Five Great Up Releases
The duo of Sam Coomes and Janet Weiss nailed their sound on this record — Coomes hammering at an electric harpsichord (as well as other instruments), Weiss driving the songs with pyrotechnical drumming, the two of them harmonizing with a sweetness that's very slightly sour. It's also one of the greatest, darkest, most self-and-other-lacerating breakup records ever made, from its brilliant opener "Our Happiness Is Guaranteed" — a hilariously horrifying sci-fi scenario about the only way romance can last for sure — through its later songs of undiluted despair. Coomes offers a few side-trips, too: "The Poisoned Well" seems to be obliquely addressed to a self-destructive friend, "California" is an ice-pick aimed at that state ("Life is dull, life is gray/ At its best it's just okay/ But I'm happy to report/ Life is also short"), and "It's Hard to Turn Me On" is, for all its ground-down cynicism, an honest-to-goodness love song.
Modest Mouse were already experienced road warriors by the time they released their second full album, and it's very much a record about spending enormous amounts of time on highways: its longest jam is unsurprisingly called "Truckers Atlas." (See also "Convenient Parking," a thrilling chant-and-scream piece that's built on cyclical repetitions large and small.) Isaac Brock's voice isn't just dry, it's parched; his favorite trick as a guitarist is to hit a single note and let it wobble and arc; his lyrics call up gas stations, drinking binges and obsessive existential meditation. And this lineup of Modest Mouse was, more than anything else, a wildly unusual groove band — almost every song is built on tightly arranged rhythms more than riffs.

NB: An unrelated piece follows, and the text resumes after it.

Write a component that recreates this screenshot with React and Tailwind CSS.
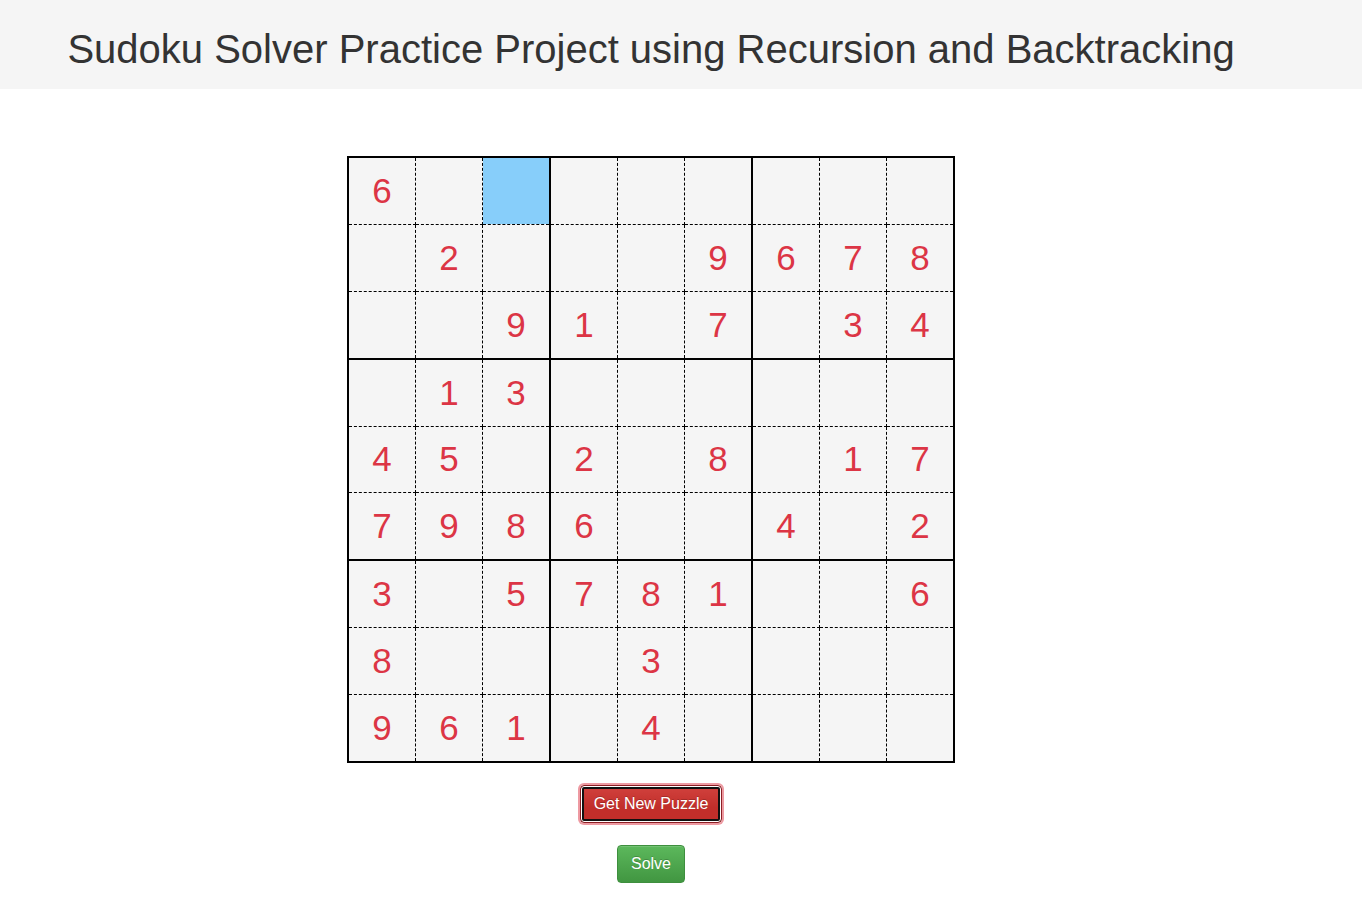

Up's roster was mostly artists from the Pacific Northwest, but not entirely: Alan Sutherland's one-man sample-and-loop project first recorded in Seattle, but by the time Up released its records, Land of the Loops was (and still is) based on the East Coast, and this album's only direct connection to the I-5 corridor is vocals on a few tracks by Beat Happening's Heather Lewis. There were a lot of cut-and-paste acts operating in the mid '90s, but most of the ones who were willing to create recordings with a not-perfectly-squared-off, DIY vibe were more interested in laughs than in beats. Sutherland can be funny when he feels like it ("Multi-Family Garage Sale," which appeared in a beer commercial, has some nutty vintage movie samples), but his prime gift is figuring out how to get to the intersection of "awkward" and "funky."
A remarkable document of an odd moment in Seattle's music, Juned's second and final album finds them stretching out far beyond the punky/poppy vibe of their first. (Its first song is named after stoner-metal icons Kyuss; its last is an airy waltz that's a showcase for Seattle experimental violinist Eyvind Kang.) One of Juned's escape routes from alt-rock purgatory was the delay-heavy guitar sound Dale Balenseifen and Claudia Groom had picked up from British new wave; another was their feathery two- and three-part harmonies. The result is a little bit like an Americanized version of Lush, except with a rhythm section that kicks extra-hard — the bridge of its single "Possum" is basically Juned demonstrating that they can do metal too.
The second album by Doug Martsch's long-running band is a declaration of his awesome powers as a songwriter and guitarist. Martsch makes it clear how ambitious he is — his declaration in "Car" that "I wanna see movies of my dreams" is hardly an exaggeration — but there's also a bracing emotional vulnerability and specificity to his lyrics, especially coming from his high, weedy voice. ("Big Dipper" includes the devastating line "He thought an Albertson's stir-fry dinner would make his apartment a home.") The brief hidden track at the end, a string of deliberately awful variations on Built to Spill's sound, is pretty hilarious, but it also illustrates how carefully Martsch has shaped the rest of the album. There's Nothing Wrong With Love is the work of an artist who gets to treat Boise, Idaho, as a rock capital because he can outplay anyone: The sheer variety of instrumental textures Martsch crams into these songs' riffs and fills and raw solos is amazing on its own.